Semiconducting polypyrrole@TiO2 pure anatase nanoparticles for photodegradation of reactive red 120 azo dye

Abstract

In the recent years, the development of new and efficient materials for photocatalytic processes has been of growing interest for applications in wastewater treatment. In this sense, TiCl4 stabilized with H2SO4 was precipitated with ammonium hydroxide in the presence of sodium dodecyl sulfate and calcined to obtain thermally stable TiO2 nanoparticles, which were subsequently coated with semiconducting polypyrrole (PPy) by chemical oxidation resulting in a composite of TiO2@PPy.

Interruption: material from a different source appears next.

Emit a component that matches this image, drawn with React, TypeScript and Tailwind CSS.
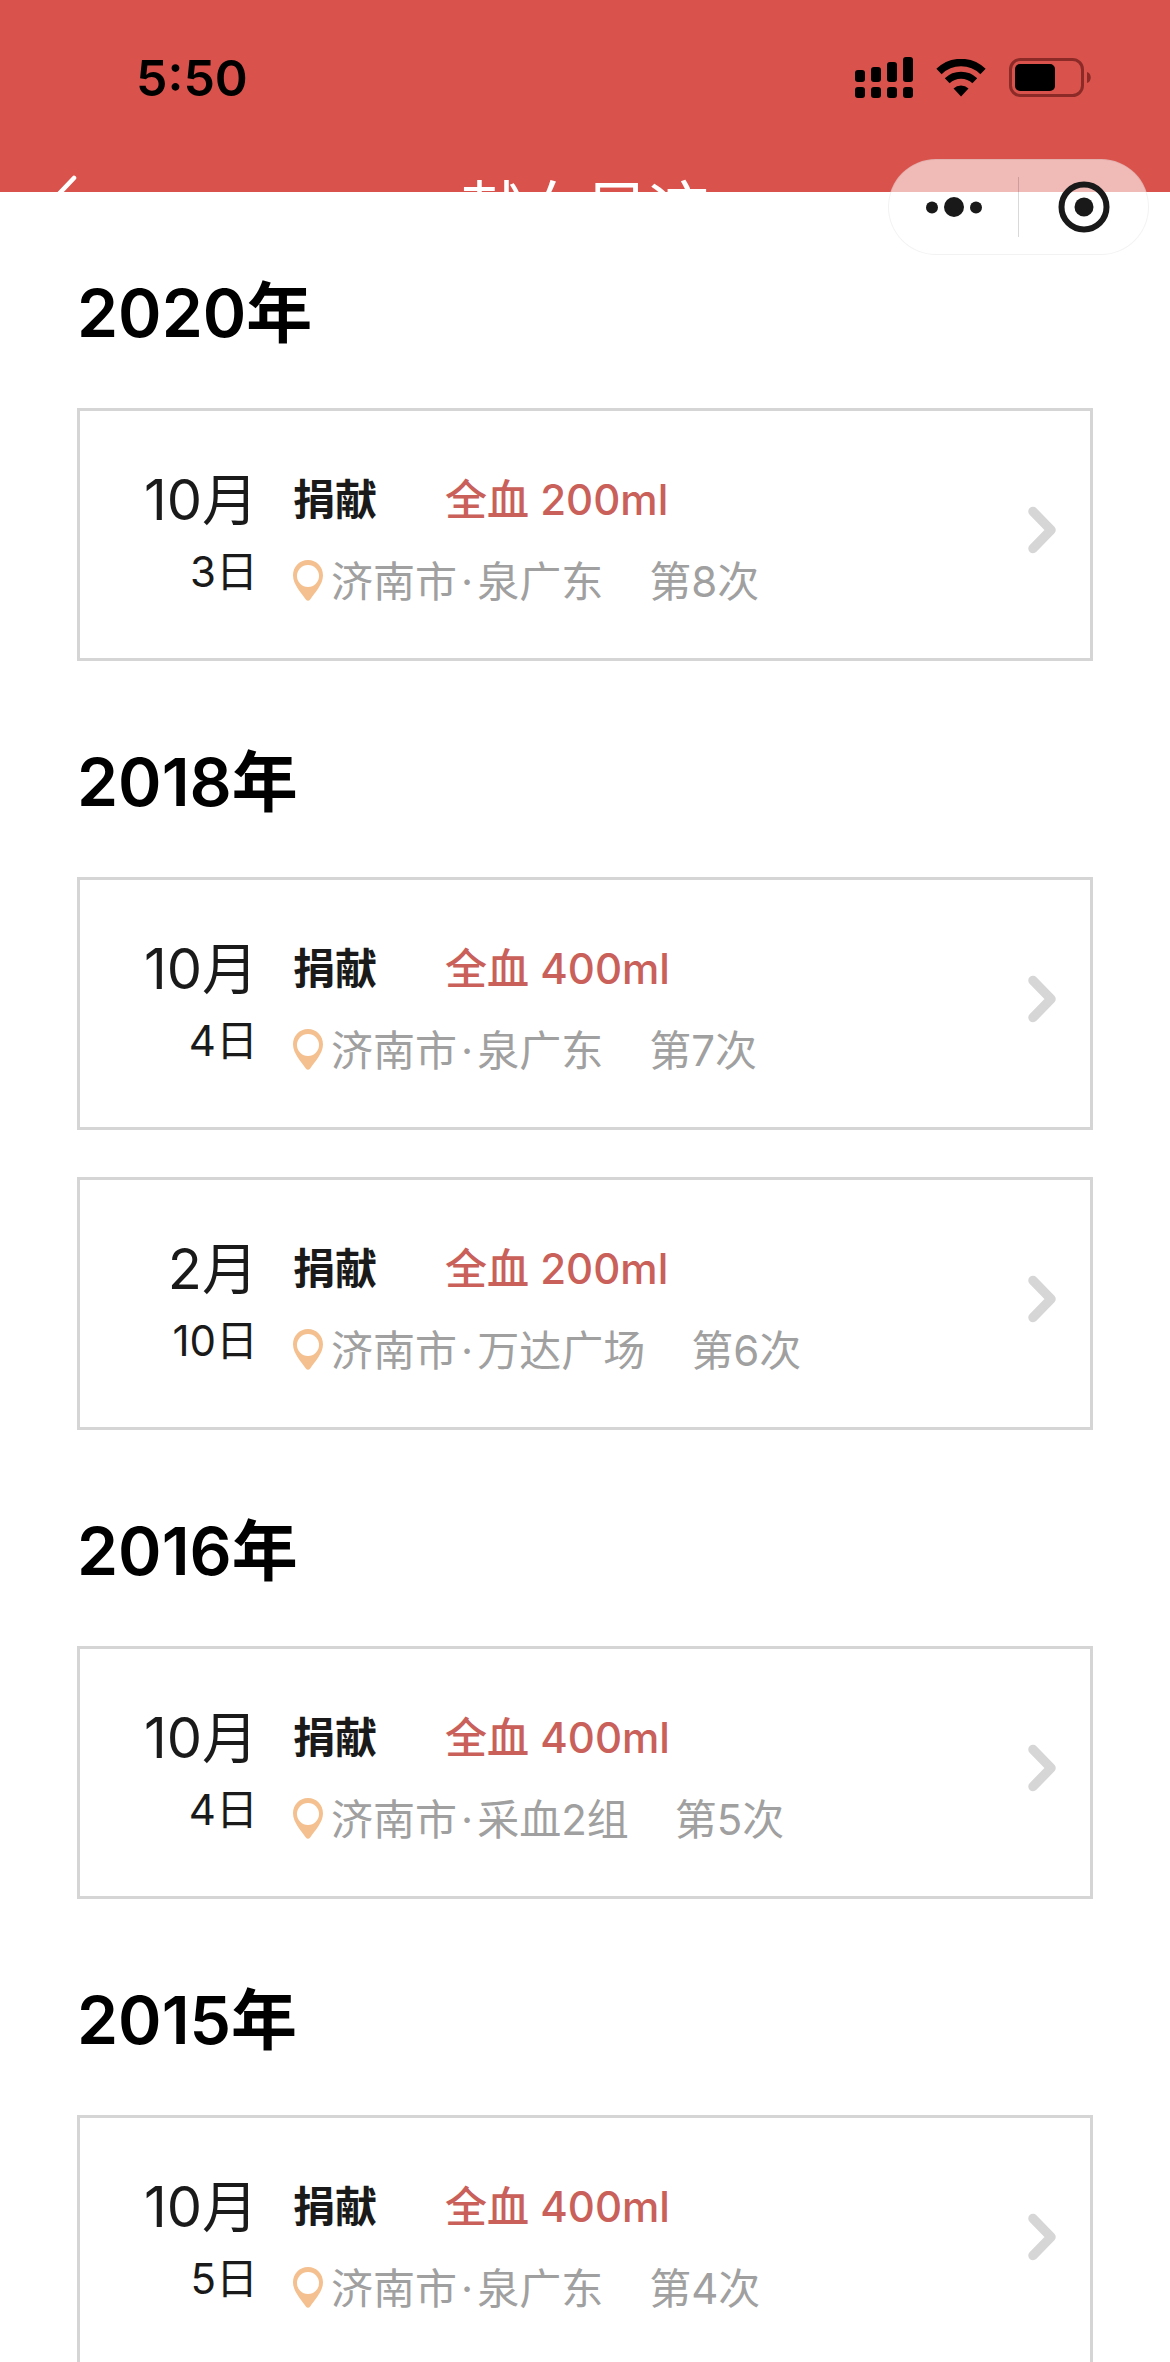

TiO2 and TiO2@PPy composite were characterized by SEM, Raman, XRD, UV/Vis–NIR, FTIR and TGA. It was observed that TiO2 consisted of spherical nanoparticles with number-average particle diameter of 19.2 nm and polydispersity index in sizes of 1.2, whereas TiO2@PPy composite consisted of agglomerated spherical PPy nanoparticles of number-average diameter of 182.4 nm coating TiO2 nanoparticles. The calculated optical bandgap of TiO2 was 3.07 eV, and it was demonstrated by the Rietveld refinement method of the XRD spectrum and from the Raman analysis that synthesized TiO2 corresponds to highly pure rhombic anatase crystal structure. TiO2@PPy composite was tested in the photodegradation of the reactive red 120 azo dye in aqueous solutions under visible light irradiation. It was observed that photodegradation rate increased with decreasing the initial dye concentration and increasing the composite load. Almost 100% of dye removal was achieved after 45 min of reaction for 20 mg L−1 of initial dye concentration and 1.0 g L−1 of composite load.